It’s not often that an African chief helps with an international film production. Yet one Zambian leader gave a helping hand behind the scenes of Rungano Nyoni’s I Am Not A Witch. The UK-Zambia-France-Germany co-production premiered in Cannes Directors’ Fortnight on May 25.

Rungano Nyoni

Rungano Nyoni

Nyoni, who was born in Zambia but grew up in Wales, returned to Zambia to shoot her debut feature, a satire about a nine-year-old girl’s exile in a travelling witch camp. The filmmaker found her young leading actress Maggie Mulubwa after location scout Tobias Tembo and location manager Gabriel Gauchet had randomly taken a few pictures of her playing on a beach in northern Zambia during an early recce.

Nyoni and her casting team had formally auditioned 900 children in Zambian capital Lusaka but, Nyoni says, “I wasn’t that convinced by any of them.”

So the team set out to find this mysterious girl in the pictures — not an easy task. They contacted Senior Chief Mwewa of the Ng’umbo people of Samfya District, Luapula province, and sent a picture to him via WhatsApp.

“He sent out his people and asked them to scour an area of 50,000 sq km to find this little girl,” Nyoni recalls. “They eventually tracked her down and she was brought to the chief, who sent her to Lusaka.
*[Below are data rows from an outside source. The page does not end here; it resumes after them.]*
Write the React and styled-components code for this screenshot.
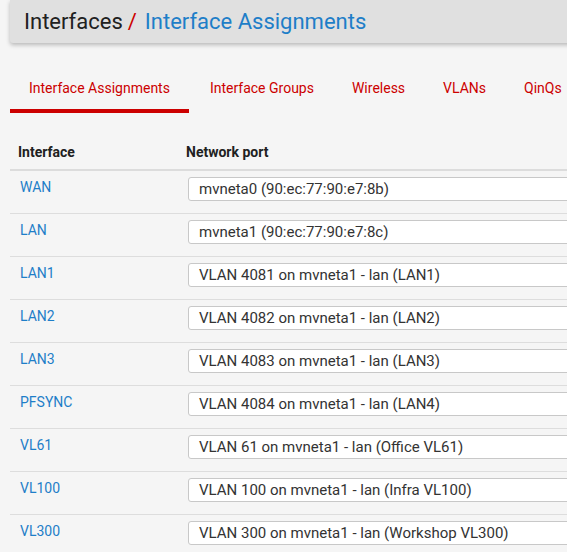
import React from "react";
import styled, { createGlobalStyle } from "styled-components";

const rows = [
  ["WAN", "mvneta0 (90:ec:77:90:e7:8b)"],
  ["LAN", "mvneta1 (90:ec:77:90:e7:8c)"],
  ["LAN1", "VLAN 4081 on mvneta1 - lan (LAN1)"],
  ["LAN2", "VLAN 4082 on mvneta1 - lan (LAN2)"],
  ["LAN3", "VLAN 4083 on mvneta1 - lan (LAN3)"],
  ["PFSYNC", "VLAN 4084 on mvneta1 - lan (LAN4)"],
  ["VL61", "VLAN 61 on mvneta1 - lan (Office VL61)"],
  ["VL100", "VLAN 100 on mvneta1 - lan (Infra VL100)"],
  ["VL300", "VLAN 300 on mvneta1 - lan (Workshop VL300)"],
];

const tabs = ["Interface Assignments", "Interface Groups", "Wireless", "VLANs", "QinQs"];

const GlobalStyle = createGlobalStyle`
  body {
    margin: 0;
    background: #f5f5f5;
    font-family: Roboto, "Liberation Sans", sans-serif;
    overflow: hidden;
  }
`;

const Page = styled.div`
  width: 567px;
  height: 552px;
  overflow: hidden;
  padding-left: 10px;
  box-sizing: border-box;
`;

const Wide = styled.div`
  width: 700px;
`;

const Header = styled.div`
  height: 43px;
  background: #e0e0e0;
  box-shadow: 0 2px 4px rgba(0, 0, 0, 0.25);
  border-radius: 0 0 0 3px;
  display: flex;
  align-items: center;
  padding-left: 14px;
  font-size: 22px;
  color: #212121;
`;

const Slash = styled.span`
  color: #cc0000;
  margin: 0 8px 0 5px;
`;

const Crumb = styled.span`
  color: #1e7ec8;
`;

const Tabs = styled.div`
  display: flex;
  margin-top: 23px;
`;

const Tab = styled.div`
  padding: 14px 19px 13px;
  font-size: 14px;
  color: #cc0000;
  border-bottom: 4px solid ${(p) => (p.$active ? "#cc0000" : "transparent")};
  margin-right: ${(p) => (p.$active ? "2px" : "0")};
`;

const Table = styled.div`
  margin-top: 21px;
`;

const HeadRow = styled.div`
  display: grid;
  grid-template-columns: 176px 1fr;
  border-bottom: 2px solid #dcdcdc;
  font-size: 14px;
  font-weight: 700;
  color: #212121;
  padding: 10px 0 9px;
`;

const Cell = styled.div`
  padding-left: 8px;
`;

const Row = styled.div`
  display: grid;
  grid-template-columns: 178px 1fr;
  height: 42px;
  border-bottom: 1px solid #dddddd;
  align-items: start;
`;

const Name = styled.a`
  color: #1e7ec8;
  font-size: 14px;
  padding: 8px 0 0 10px;
`;

const Select = styled.div`
  margin-top: 6px;
  height: 22px;
  border: 1px solid #c8c8c8;
  border-radius: 3px;
  background: #fff;
  font-size: 15px;
  color: #333;
  display: flex;
  align-items: center;
  padding-left: 10px;
`;

export default function App() {
  return (
    <Page>
      <GlobalStyle />
      <Wide>
        <Header>
          Interfaces<Slash>/</Slash>
          <Crumb>Interface Assignments</Crumb>
        </Header>
        <Tabs>
          {tabs.map((t, i) => (
            <Tab key={t} $active={i === 0}>{t}</Tab>
          ))}
        </Tabs>
        <Table>
          <HeadRow>
            <Cell>Interface</Cell>
            <div>Network port</div>
          </HeadRow>
          {rows.map(([n, p]) => (
            <Row key={n}>
              <Name>{n}</Name>
              <Select>{p}</Select>
            </Row>
          ))}
        </Table>
      </Wide>
    </Page>
  );
}
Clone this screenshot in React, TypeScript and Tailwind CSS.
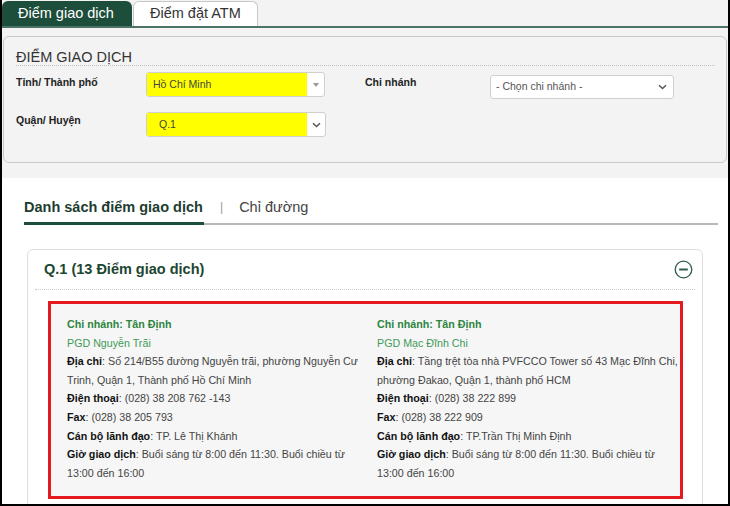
import React from "react";

const FONT = { fontFamily: '"Liberation Sans", Arial, sans-serif' };

function Chevron() {
  return (
    <svg width="9" height="6" viewBox="0 0 9 6" className="shrink-0">
      <path d="M1 1.2 L4.5 4.6 L8 1.2" fill="none" stroke="#555" strokeWidth="1.4" />
    </svg>
  );
}

function Caret() {
  return (
    <svg width="6" height="4" viewBox="0 0 6 4" className="shrink-0">
      <path d="M0 0 L6 0 L3 4 Z" fill="#999" />
    </svg>
  );
}

function MinusCircle() {
  return (
    <svg width="19" height="19" viewBox="0 0 19 19">
      <circle cx="9.5" cy="9.5" r="8.3" fill="none" stroke="#2f5d4c" strokeWidth="1.3" />
      <path d="M5.2 9.5 H13.8" stroke="#2f5d4c" strokeWidth="2" />
    </svg>
  );
}

interface Branch {
  branch: string;
  name: string;
  address: string;
  phone: string;
  fax: string;
  head: string;
  hours: string;
}

const BRANCHES: Branch[] = [
  {
    branch: "Chi nhánh: Tân Định",
    name: "PGD Nguyễn Trãi",
    address: "Số 214/B55 đường Nguyễn trãi, phường Nguyễn Cư Trinh, Quận 1, Thành phố Hồ Chí Minh",
    phone: "(028) 38 208 762 -143",
    fax: "(028) 38 205 793",
    head: "TP. Lê Thị Khánh",
    hours: "Buổi sáng từ 8:00 đến 11:30. Buổi chiều từ 13:00 đến 16:00",
  },
  {
    branch: "Chi nhánh: Tân Định",
    name: "PGD Mạc Đĩnh Chi",
    address: "Tầng trệt tòa nhà PVFCCO Tower số 43 Mạc Đĩnh Chi, phường Đakao, Quận 1, thành phố HCM",
    phone: "(028) 38 222 899",
    fax: "(028) 38 222 909",
    head: "TP.Trần Thị Minh Định",
    hours: "Buổi sáng từ 8:00 đến 11:30. Buổi chiều từ 13:00 đến 16:00",
  },
];

function Field({ label, value }: { label: string; value: string }) {
  return (
    <p>
      <b className="text-[#111]">{label}</b>: {value}
    </p>
  );
}

function BranchInfo({ b }: { b: Branch }) {
  return (
    <div className="text-[10.7px] leading-[18.6px] text-[#444]">
      <p className="font-bold text-[#2e8540]">{b.branch}</p>
      <p className="text-[#3f9a58]">{b.name}</p>
      <Field label="Địa chỉ" value={b.address} />
      <Field label="Điện thoại" value={b.phone} />
      <Field label="Fax" value={b.fax} />
      <Field label="Cán bộ lãnh đạo" value={b.head} />
      <Field label="Giờ giao dịch" value={b.hours} />
    </div>
  );
}

export default function App() {
  return (
    <div
      className="w-[730px] h-[506px] overflow-hidden bg-white border-x-2 border-b-2 border-black"
      style={FONT}
    >
      <div className="h-[178px] bg-[#f3f3f3] pt-px">
        {/* top tabs */}
        <div className="flex h-[27px] border-b-2 border-[#4d7366]">
          <div className="w-[130px] h-[25px] rounded-t-[6px] bg-[#1d4d3b] text-white text-[14.5px] flex items-center pl-4">
            Điểm giao dịch
          </div>
          <div className="w-[125px] h-[25px] ml-px rounded-t-[6px] bg-white border border-b-0 border-[#c8c8c8] text-[#333] text-[14.5px] flex items-center pl-4">
            Điểm đặt ATM
          </div>
        </div>

        {/* filter panel */}
        <div className="mx-px mt-[8px] h-[127px] rounded-[6px] border border-[#c9c9c9] bg-[#f3f3f3] pl-[12px] pr-[11px]">
          <div className="pt-[13px] h-[29px] border-b border-dotted border-[#c4c4c4] text-[14.5px] leading-[15px] text-[#333]">
            ĐIỂM GIAO DỊCH
          </div>

          <div className="flex mt-[6px]">
            <div className="w-[130px] pt-[3px] text-[10.5px] font-bold text-[#222]">Tỉnh/ Thành phố</div>
            <div className="w-[179px] h-[25px] flex bg-white border border-[#cfcfcf] rounded-[3px]">
              <div className="flex-1 bg-[#ffff00] pl-[6px] flex items-center text-[10.5px] text-[#444]">Hồ Chí Minh</div>
              <div className="w-[17px] flex items-center justify-center">
                <Caret />
              </div>
            </div>
            <div className="w-[125px] ml-[40px] pt-[3px] text-[10.5px] font-bold text-[#222]">Chi nhánh</div>
            <div className="w-[184px] h-[24px] mt-[3px] flex items-center justify-between bg-white border border-[#cfcfcf] rounded-[3px] pl-[5px] pr-[6px] text-[10.5px] text-[#555]">
              - Chọn chi nhánh -
              <Chevron />
            </div>
          </div>

          <div className="flex mt-[13px]">
            <div className="w-[130px] pt-px text-[10.5px] font-bold text-[#222]">Quận/ Huyện</div>
            <div className="w-[180px] h-[25px] flex bg-white border border-[#cfcfcf] rounded-[3px]">
              <div className="flex-1 bg-[#ffff00] pl-[12px] flex items-center text-[10.5px] text-[#444]">Q.1</div>
              <div className="w-[18px] flex items-center justify-center">
                <Chevron />
              </div>
            </div>
          </div>
        </div>
      </div>

      {/* list tabs */}
      <div className="ml-[22px] w-[694px] mt-[21px] flex items-end border-b-2 border-[#b8b8b8] text-[14.5px] leading-[17px]">
        <div className="pb-[6px] -mb-[2px] border-b-[3px] border-[#1d4d3b] font-bold text-[#1d3d30] w-[180px]">
          Danh sách điểm giao dịch
        </div>
        <div className="pb-[7px] pl-[16px] text-[#999] text-[12px]">|</div>
        <div className="pb-[7px] pl-[16px] text-[#444]">Chỉ đường</div>
      </div>

      {/* card */}
      <div className="ml-[25px] mt-[24px] w-[676px] h-[300px] rounded-t-[6px] border border-[#dedede]">
        <div className="mx-[7px] h-[40px] pl-[9px] pr-[2px] flex items-center justify-between border-b border-dotted border-[#c8c8c8]">
          <span className="text-[14.5px] font-bold text-[#1d4632] pt-px">Q.1 (13 Điểm giao dịch)</span>
          <MinusCircle />
        </div>
        <div className="ml-[20px] mt-[11px] w-[635px] border-[3px] border-[#e3191f] bg-[#f6f6f6] pl-[16px] pt-[11px] pb-[14px] grid grid-cols-[310px_303px]">
          <div className="pr-[10px]">
            <BranchInfo b={BRANCHES[0]} />
          </div>
          <BranchInfo b={BRANCHES[1]} />
        </div>
      </div>
    </div>
  );
}
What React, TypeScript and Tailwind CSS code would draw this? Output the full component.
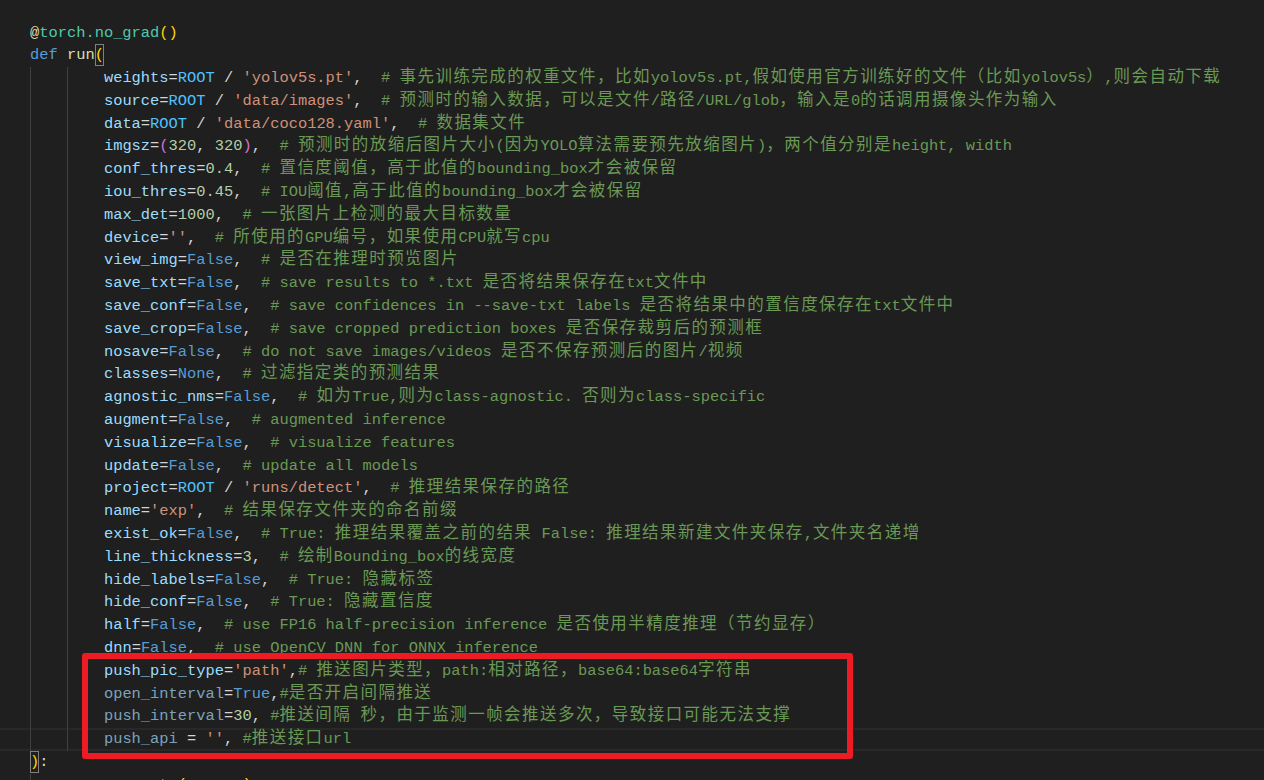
import React from 'react';

type Tok = [string, string];

const K: Record<string, string> = {
  p: 'text-[#9cdcfe]',
  pd: 'text-[#7ba3bb]',
  o: 'text-[#d4d4d4]',
  s: 'text-[#ce9178]',
  n: 'text-[#b5cea8]',
  k: 'text-[#569cd6]',
  r: 'text-[#4fc1ff]',
  f: 'text-[#dcdcaa]',
  t: 'text-[#4ec9b0]',
  b1: 'text-[#ffd700]',
  b2: 'text-[#da70d6]',
};

type Line = {
  indent: number;
  toks: Tok[];
  comment?: string;
  active?: boolean;
  boxParen?: 'run' | 'close';
};

const F: Tok = ['k', 'False'];

const lines: Line[] = [
  { indent: 0, toks: [['f', '@'], ['t', 'torch.no_grad'], ['b1', '()']] },
  { indent: 0, toks: [['k', 'def '], ['f', 'run']], boxParen: 'run' },
  {
    indent: 2,
    toks: [['p', 'weights'], ['o', '='], ['r', 'ROOT'], ['o', ' / '], ['s', "'yolov5s.pt'"], ['o', ',  ']],
    comment: '# 事先训练完成的权重文件，比如yolov5s.pt,假如使用官方训练好的文件（比如yolov5s）,则会自动下载',
  },
  {
    indent: 2,
    toks: [['p', 'source'], ['o', '='], ['r', 'ROOT'], ['o', ' / '], ['s', "'data/images'"], ['o', ',  ']],
    comment: '# 预测时的输入数据，可以是文件/路径/URL/glob，输入是0的话调用摄像头作为输入',
  },
  {
    indent: 2,
    toks: [['p', 'data'], ['o', '='], ['r', 'ROOT'], ['o', ' / '], ['s', "'data/coco128.yaml'"], ['o', ',  ']],
    comment: '# 数据集文件',
  },
  {
    indent: 2,
    toks: [['p', 'imgsz'], ['o', '='], ['b2', '('], ['n', '320'], ['o', ', '], ['n', '320'], ['b2', ')'], ['o', ',  ']],
    comment: '# 预测时的放缩后图片大小(因为YOLO算法需要预先放缩图片)，两个值分别是height, width',
  },
  {
    indent: 2,
    toks: [['p', 'conf_thres'], ['o', '='], ['n', '0.4'], ['o', ',  ']],
    comment: '# 置信度阈值，高于此值的bounding_box才会被保留',
  },
  {
    indent: 2,
    toks: [['p', 'iou_thres'], ['o', '='], ['n', '0.45'], ['o', ',  ']],
    comment: '# IOU阈值,高于此值的bounding_box才会被保留',
  },
  {
    indent: 2,
    toks: [['p', 'max_det'], ['o', '='], ['n', '1000'], ['o', ',  ']],
    comment: '# 一张图片上检测的最大目标数量',
  },
  {
    indent: 2,
    toks: [['p', 'device'], ['o', '='], ['s', "''"], ['o', ',  ']],
    comment: '# 所使用的GPU编号，如果使用CPU就写cpu',
  },
  { indent: 2, toks: [['p', 'view_img'], ['o', '='], F, ['o', ',  ']], comment: '# 是否在推理时预览图片' },
  {
    indent: 2,
    toks: [['p', 'save_txt'], ['o', '='], F, ['o', ',  ']],
    comment: '# save results to *.txt 是否将结果保存在txt文件中',
  },
  {
    indent: 2,
    toks: [['p', 'save_conf'], ['o', '='], F, ['o', ',  ']],
    comment: '# save confidences in --save-txt labels 是否将结果中的置信度保存在txt文件中',
  },
  {
    indent: 2,
    toks: [['p', 'save_crop'], ['o', '='], F, ['o', ',  ']],
    comment: '# save cropped prediction boxes 是否保存裁剪后的预测框',
  },
  {
    indent: 2,
    toks: [['p', 'nosave'], ['o', '='], F, ['o', ',  ']],
    comment: '# do not save images/videos 是否不保存预测后的图片/视频',
  },
  { indent: 2, toks: [['p', 'classes'], ['o', '='], ['k', 'None'], ['o', ',  ']], comment: '# 过滤指定类的预测结果' },
  {
    indent: 2,
    toks: [['p', 'agnostic_nms'], ['o', '='], F, ['o', ',  ']],
    comment: '# 如为True,则为class-agnostic. 否则为class-specific',
  },
  { indent: 2, toks: [['p', 'augment'], ['o', '='], F, ['o', ',  ']], comment: '# augmented inference' },
  { indent: 2, toks: [['p', 'visualize'], ['o', '='], F, ['o', ',  ']], comment: '# visualize features' },
  { indent: 2, toks: [['p', 'update'], ['o', '='], F, ['o', ',  ']], comment: '# update all models' },
  {
    indent: 2,
    toks: [['p', 'project'], ['o', '='], ['r', 'ROOT'], ['o', ' / '], ['s', "'runs/detect'"], ['o', ',  ']],
    comment: '# 推理结果保存的路径',
  },
  {
    indent: 2,
    toks: [['p', 'name'], ['o', '='], ['s', "'exp'"], ['o', ',  ']],
    comment: '# 结果保存文件夹的命名前缀',
  },
  {
    indent: 2,
    toks: [['p', 'exist_ok'], ['o', '='], F, ['o', ',  ']],
    comment: '# True: 推理结果覆盖之前的结果 False: 推理结果新建文件夹保存,文件夹名递增',
  },
  {
    indent: 2,
    toks: [['p', 'line_thickness'], ['o', '='], ['n', '3'], ['o', ',  ']],
    comment: '# 绘制Bounding_box的线宽度',
  },
  { indent: 2, toks: [['p', 'hide_labels'], ['o', '='], F, ['o', ',  ']], comment: '# True: 隐藏标签' },
  { indent: 2, toks: [['p', 'hide_conf'], ['o', '='], F, ['o', ',  ']], comment: '# True: 隐藏置信度' },
  {
    indent: 2,
    toks: [['p', 'half'], ['o', '='], F, ['o', ',  ']],
    comment: '# use FP16 half-precision inference 是否使用半精度推理（节约显存）',
  },
  {
    indent: 2,
    toks: [['p', 'dnn'], ['o', '='], F, ['o', ',  ']],
    comment: '# use OpenCV DNN for ONNX inference',
  },
  {
    indent: 2,
    toks: [['p', 'push_pic_type'], ['o', '='], ['s', "'path'"], ['o', ',']],
    comment: '# 推送图片类型，path:相对路径，base64:base64字符串',
  },
  {
    indent: 2,
    toks: [['pd', 'open_interval'], ['o', '='], ['k', 'True'], ['o', ',']],
    comment: '#是否开启间隔推送',
  },
  {
    indent: 2,
    toks: [['pd', 'push_interval'], ['o', '='], ['n', '30'], ['o', ', ']],
    comment: '#推送间隔 秒，由于监测一帧会推送多次，导致接口可能无法支撑',
  },
  {
    indent: 2,
    toks: [['pd', 'push_api'], ['o', ' = '], ['s', "''"], ['o', ', ']],
    comment: '#推送接口url',
    active: true,
  },
  { indent: 0, toks: [['o', ':']], boxParen: 'close' },
  {
    indent: 1,
    toks: [['p', 'source'], ['o', ' = '], ['t', 'str'], ['b1', '('], ['p', 'source'], ['b1', ')']],
  },
];

function Comment({ text }: { text: string }) {
  const parts = text.split(/([\u2E80-\u9FFF\u3000-\u303F\uFF00-\uFFEF]+)/);
  return (
    <span className="text-[#6a9955]">
      {parts.map((p, i) =>
        i % 2 === 1 ? (
          <span key={i} className="text-[16.5px] tracking-[1.45px]">
            {p}
          </span>
        ) : (
          <React.Fragment key={i}>{p}</React.Fragment>
        )
      )}
    </span>
  );
}

function Guide() {
  return <span className="inline-block h-[22.8px] align-top shadow-[inset_1px_0_0_#404040]">{'    '}</span>;
}

function BoxParen({ ch }: { ch: string }) {
  return (
    <span className="inline-block h-[22px] align-top text-[#ffd700] shadow-[inset_0_0_0_1px_#808080]">{ch}</span>
  );
}

export default function App() {
  return (
    <div
      className="relative w-[1264px] h-[780px] overflow-hidden bg-[#1f1f1f] pt-[21.5px] text-[15.4px] leading-[22.8px] font-['Liberation_Mono','Noto_Sans_CJK_SC',monospace]"
    >
      {lines.map((ln, i) => (
        <div
          key={i}
          className={
            'h-[22.8px] whitespace-pre pl-[30px] ' +
            (ln.active ? 'shadow-[inset_0_2px_0_#282828,inset_0_-2px_0_#282828]' : '')
          }
        >
          {Array.from({ length: ln.indent }).map((_, g) => (
            <Guide key={g} />
          ))}
          {ln.boxParen === 'close' && <BoxParen ch=")" />}
          {ln.toks.map((t, j) => (
            <span key={j} className={K[t[0]]}>
              {t[1]}
            </span>
          ))}
          {ln.boxParen === 'run' && <BoxParen ch="(" />}
          {ln.comment && <Comment text={ln.comment} />}
        </div>
      ))}
      <div className="absolute left-[82px] top-[653px] w-[771px] h-[106px] border-[6px] border-[#ed1c24] rounded-[3px]" />
    </div>
  );
}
I auditioned her with three other kids and I couldn’t keep my eyes off her. She was incredible.”

Nyoni, who has previously directed four award-winning shorts, developed the story at the Cinéfondation Residence in 2013, which she enjoyed because it was nurturing yet hands-off.

“People associate Cannes with glamour and the festival itself, but what they don’t see is the amount of dedication they have to fostering new talent throughout the year,” she says. “It opened up so many doors and allowed me to find my story.”

That story is unlike anything seen before in African cinema or, indeed, in UK or European cinema. “Setting the story in the witch camp seemed to fit all the themes I wanted to tackle,” Nyoni says. “I wanted to make this story absurdist because the subject matter is absurd. I researched witch camps and witch accusations and I found the whole thing comical and ridiculous in its blatant misogyny.”

I Am Not A Witch

Source: Soda Pictures

I Am Not A Witch

Audacious approach

Emily Morgan, a 2016 Screen Star of Tomorrow, produced the film with France’s Juliette Grandmont.

Now head of production at Soda Pictures, Morgan met Nyoni working on a National Film & Television School short back in 2011. She describes the I Am Not A Witch script as “the best thing I’ve come across in a long time. There was such originality. She writes in such a convincing way, quite audaciously and bold and strong. The way she blends humour with important messages, that runs through her work and the way she approaches everything”.

I Am Not A Witch

Source: Soda Pictures

I Am Not A Witch

Ffilm Cymru Wales was one of the first supporters of the feature, which was also backed by the BFI Film Fund, Film4, the CNC’s Cinémas du Monde, the Berlinale’s World Cinema Fund, Rotterdam’s Hubert Bals Fund and Locarno’s Vision Sud Est Development Fund. Kinology handles international sales, Curzon Artificial Eye has UK rights.

Whatever challenges Zambia’s lack of infrastructure posed were made up for in the authenticity of shooting there, and the passion of the locals to enable Nyoni’s vision. “Everybody was so wonderfully helpful,” says Morgan. “There was a real enthusiasm for the project from the government and crew members.”

Nyoni adds: “Lack of experience never scares me if there is willingness to learn. Our casting director, for example, had no experience in casting — she was a hotel manager. It took me half a day to explain her role and she took to it very quickly.”

Mulubwa joined a cast largely composed of other inexperienced actors. “My approach to actors — especially non-professional ones — is to give them freedom to make their own choices,” explains Nyoni, who once studied acting at London’s Central St Martins. “Improvisation is great but it can be shapeless and unfocused. I work a lot with the actors to refine those choices for the scene and character, and make everything more deliberate.”